La casa de Mickey Mouse nos abre un mundo mitológico a la altura de los niños del siglo XXI. Entre el mito y el logos, más bien: para que la casa aparezca tienes que decir las palabras mágicas. Misca, musca, Mickey Mouse. Fantástico. Todo surge de repente del suelo. La magia se funde con la tecnología: vivimos en un mundo mecanizado, una especie de arcadia tecnológica en el que cualquier esfuerzo humano es superfluo, pues hay unas maravillosas manos extensibles que lo hacen todo por nosotros. Las tareas y los quehaceres se plantean de una forma prácticamente lúdica: ¿Ayudamos a Donald a encontrar su león de peluche? ¿Nos ayudáis a encontrar las ovejas perdidas de Daisy? Por supuesto, no estamos solos: de nuevo la tecnología nos echará una mano. El Mickeyordenador, una suerte de templo técnico, nos suministra todo tipo de ayudas. Y ahí está Toodles, una especie de Deus ex machina made in Disney. Cuando nos enfrentamos a un problema irresoluble, cuando todo parece acabar en una aporía, basta con tirar de lenguaje performativo: “Toooooooodles”. Y al instante aparece de la nada, de la forma más insospechada, la versión ratonil de la tableta, capaz incluso de ofrecernos el objeto que precisamente necesitamos para salir del atolladero. La misteriosa mickeyherramienta es, oh casualidad, justo la que conviene en cada caso. La casa de mickey mouse es sin duda una versión animada del mejor de los mundos posibles leibniziano.

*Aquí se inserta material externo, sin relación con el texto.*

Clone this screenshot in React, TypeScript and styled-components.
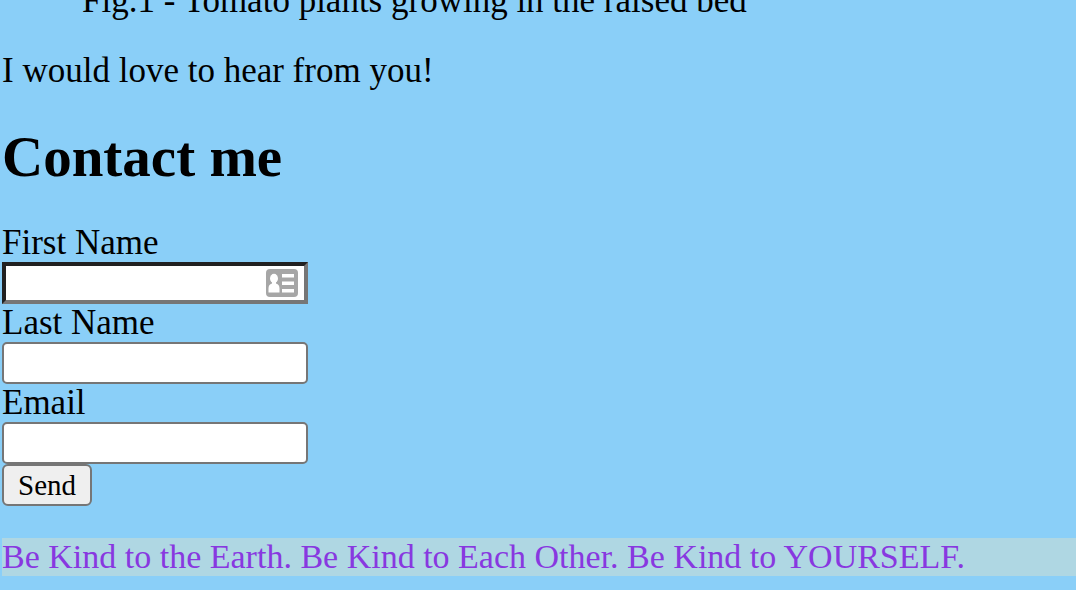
import React from "react";
import styled, { createGlobalStyle } from "styled-components";

const GlobalStyle = createGlobalStyle`
  *, *::before, *::after { box-sizing: border-box; }
  body {
    margin: 0;
    background: #8acff8;
    color: #000;
    font-family: Georgia, "Liberation Serif", serif;
    font-size: 35px;
    line-height: 38px;
    overflow-x: hidden;
  }
`;

const Page = styled.main`
  margin-top: -18px;
  padding: 0 0 14px 2px;
`;

const Figure = styled.figure`
  margin: 0 80px 32px;
`;

const Paragraph = styled.p`
  margin: 0 0 40px;
`;

const Heading = styled.h2`
  margin: 0 0 40px;
  font-size: 57px;
  line-height: 54px;
  font-weight: 700;
`;

const Form = styled.form`
  display: flex;
  flex-direction: column;
  align-items: flex-start;
`;

const Field = styled.div`
  position: relative;
  display: flex;
  flex-direction: column;
  width: 306px;
  max-width: 100%;
`;

const TextInput = styled.input<{ $inset?: boolean }>`
  width: 100%;
  height: 42px;
  padding: 2px 4px;
  background: #fff;
  border: ${(p) => (p.$inset ? "4px solid" : "2px solid #767676")};
  ${(p) => p.$inset && "border-color: #212121 #767676 #767676 #212121;"}
  border-radius: ${(p) => (p.$inset ? "0" : "5px")};
  font: inherit;
  font-size: 29px;
  outline: none;
`;

const AutofillIcon = styled.svg`
  position: absolute;
  right: 10px;
  bottom: 7px;
  width: 32px;
  height: 28px;
`;

const SendButton = styled.button`
  height: 42px;
  padding: 0 14px;
  border: 2px solid #767676;
  border-radius: 6px;
  background: #efefef;
  color: #000;
  font: inherit;
  font-size: 29px;
  line-height: 38px;
`;

const Footer = styled.footer`
  margin-top: 32px;
  background: #afd7e3;
  color: #8838e0;
  font-size: 34px;
`;

export default function App() {
  return (
    <>
      <GlobalStyle />
      <Page>
        <Figure>
          <figcaption>Fig.1 - Tomato plants growing in the raised bed</figcaption>
        </Figure>
        <Paragraph>I would love to hear from you!</Paragraph>
        <Heading>Contact me</Heading>
        <Form onSubmit={(e) => e.preventDefault()}>
          <Field>
            <label htmlFor="first-name">First Name</label>
            <TextInput id="first-name" type="text" $inset />
            <AutofillIcon viewBox="0 0 32 28" aria-hidden="true">
              <rect width="32" height="28" rx="4" fill="#a6a6a6" />
              <g fill="#fff">
                <ellipse cx="8" cy="9.5" rx="4" ry="4.7" />
                <path d="M6 12h4v2.500c2.500 .8 3.500 2.500 3.500 5V23.500H2.500V19.500C2.500 17 3.500 15.300 6 14.500z" />
                <rect x="16" y="5" width="12" height="3.500" />
                <rect x="16" y="12.500" width="12" height="3.500" />
                <rect x="16" y="20" width="12" height="3.500" />
              </g>
            </AutofillIcon>
          </Field>
          <Field>
            <label htmlFor="last-name">Last Name</label>
            <TextInput id="last-name" type="text" />
          </Field>
          <Field>
            <label htmlFor="email">Email</label>
            <TextInput id="email" type="email" />
          </Field>
          <SendButton type="submit">Send</SendButton>
        </Form>
        <Footer>Be Kind to the Earth. Be Kind to Each Other. Be Kind to YOURSELF.</Footer>
      </Page>
    </>
  );
}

Si alguien piensa que son solo dibujos animados está muy equivocado. Hay una serie de ideas vertebradoras que dan cohesión a todos los capítulos. El liderazgo incuestionable de Mickey va de la mano de la torpeza de Donald o la ingenuidad casi idiota de Goofy. Tienen en todo caso un reverso que son los roles ranciamente femeninos de Minnie o Daisy. Ellas estarán para lucir o lucirse, adoptando puntos de vista pasivos respecto a ellos. Son personajes-florero, eso sí, en un mundo en el que jamás hay trabajo que realizar. Las oposiciones que la filosofía crítica ha levantado en los últimos siglos se superan gracias a esas manitas mágicas y extensibles: ya no hay burgueses y proletarios, ni tampoco una identificación de la mujer con el trabajo doméstico, porque todo lo pueden hacer las máquinas. En otras palabras: no se trabaja en la casa de Mickey Mouse o, si se emprende alguna actividad, es más bien por su carácter lúdico o porque representa un desafío para el grupo de amigos. Todo es, entonces, puro juego. Porque esta es otra de las ideas clave de la serie: el grupo, la amistad. Por encima de todo. La utopía científico-técnica es también, a su manera, una utopía social.
Es Rousseau, quizás, el que ande escondido en alguno de los árboles del Mickeyparque: la relacion entre los personajes y la naturaleza es siempre armoniosa, y las relaciones sociales son cordiales, con el eco permanente de la ayuda y la colaboración como valores supremos. Solo Pete tiene tendencias antisociales: pide dinero u otros objetos a cambio de hacer favores, y no parece estar bien integrado en el grupo. No sé muy bien si por malicia del dibujante o por motivos totalmente ajenos a su voluntad, anda el codicioso gato entrado en kilos. Quizás la soledad o el egoísmo engordan, quién sabe. Y por mucho que se quiera edulcorar, un gato es un gato: aunque no aparece muy marcado, es el gran enemigo de Mickey. Ratón que sin embargo lleva a rajatabla principios morales como la deportividad o el ayudar a los enemigos: Mickey es alegremente kantiano, pues en su mundo esto no penaliza. Nadie en la casa de Mickey Mouse se pasa de bueno para terminar siendo tonto. El final feliz es lo de menos, pues no cabría esperar otra cosa este micromundo ideal, que para muchos serán solo dibujos animados, pero que en realidad van conformando ya las primeras ideas que se hacen millones de niños sobre el mundo. Para lo bueno y para lo malo. Ya vendrá después la realidad a enseñarles otra película distinta.